From the Practical to the Interpersonal Sides of Seed School
Sprinkled in between all the classroom lectures there was plenty of opportunity for actually getting hands-on with seeds. We began with an exercise to observe and identify a variety of seeds that are maintained by Native Seeds/SEARCH. Other exercises involved plant and seedling dissection, seed cleaning processes, germination testing, and even some microscope work.
There was always interesting chatter during breaks, at lunch, and the end of the day, but class time also incorporated discussion sessions where we divided into small groups to discuss various subjects. One breakout was organized around participant objectives such as raising seeds commercially, starting a seed exchange, or providing educational programs. Other sessions were geared toward regional groupings, agricultural problems and solutions, or special interests that weren’t otherwise covered during the classroom lectures.
Seed School Graduation Day and Beyond
By the end of the course we had all learned a lot about seeds, and also forged many new connections and friendships based on our common interests and the time spent together at Seed School. We left with different goals in mind ranging from; growing adapted seeds for use on individual farms, creating heirloom seed libraries or exchanges, educating others about seeds, starting seed cooperatives or businesses, breeding new varieties, saving seeds in the backyard garden, and much more!
Personally there was a subtle but definite change in the way that I viewed seeds. I had previously recognized that they were alive and held incredible value, but now I had a deeper sense of their importance, the challanges surrounding them, and for better or worse the ways in which they are being maintained within the seed trade. I also left with plenty of new ideas to apply in my own garden. I’ll be focusing more on my own seed saving and breeding efforts in the backyard and hope to have some offerings that will be of particular interest to other home gardeners in the future.

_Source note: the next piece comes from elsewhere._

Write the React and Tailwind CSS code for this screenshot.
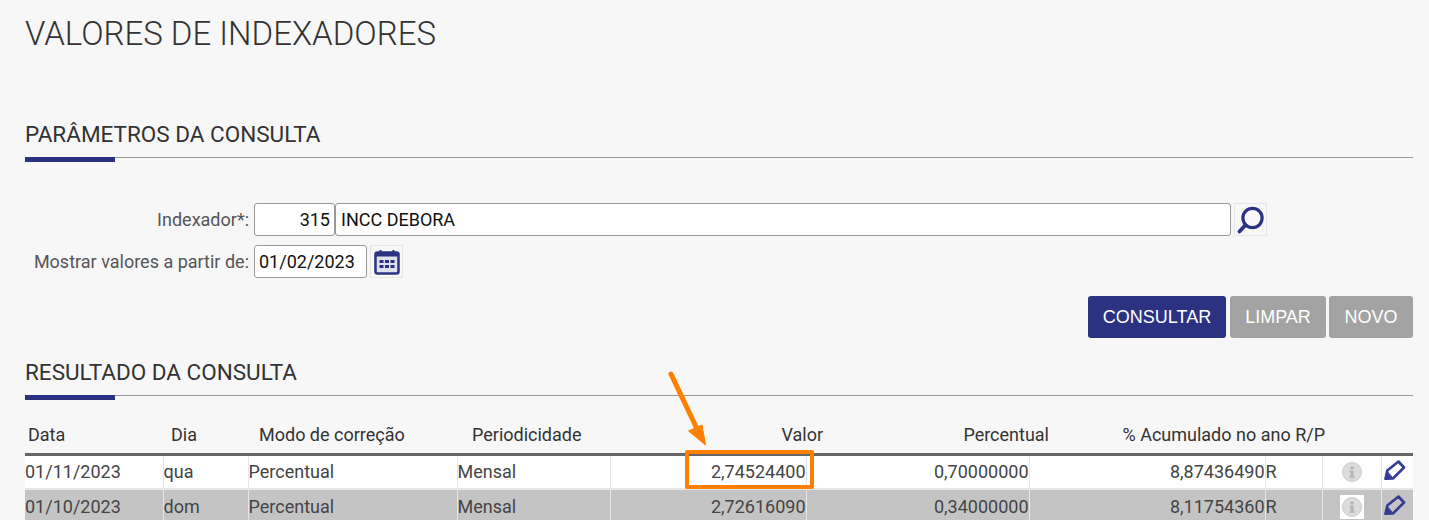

I will also be sharing more of the information that I learned at Seed School and encouraging you to look closer at those seeds and take advantage of the important opportunities that you have to save and maintain your own open pollinated varieties. There are great books out there to help you get started, experienced gardeners willing to share heirlooms that have been preserved and passed down, and if you’re interested there is likely to be another session of Seed School scheduled at Native Seeds/SEARCH.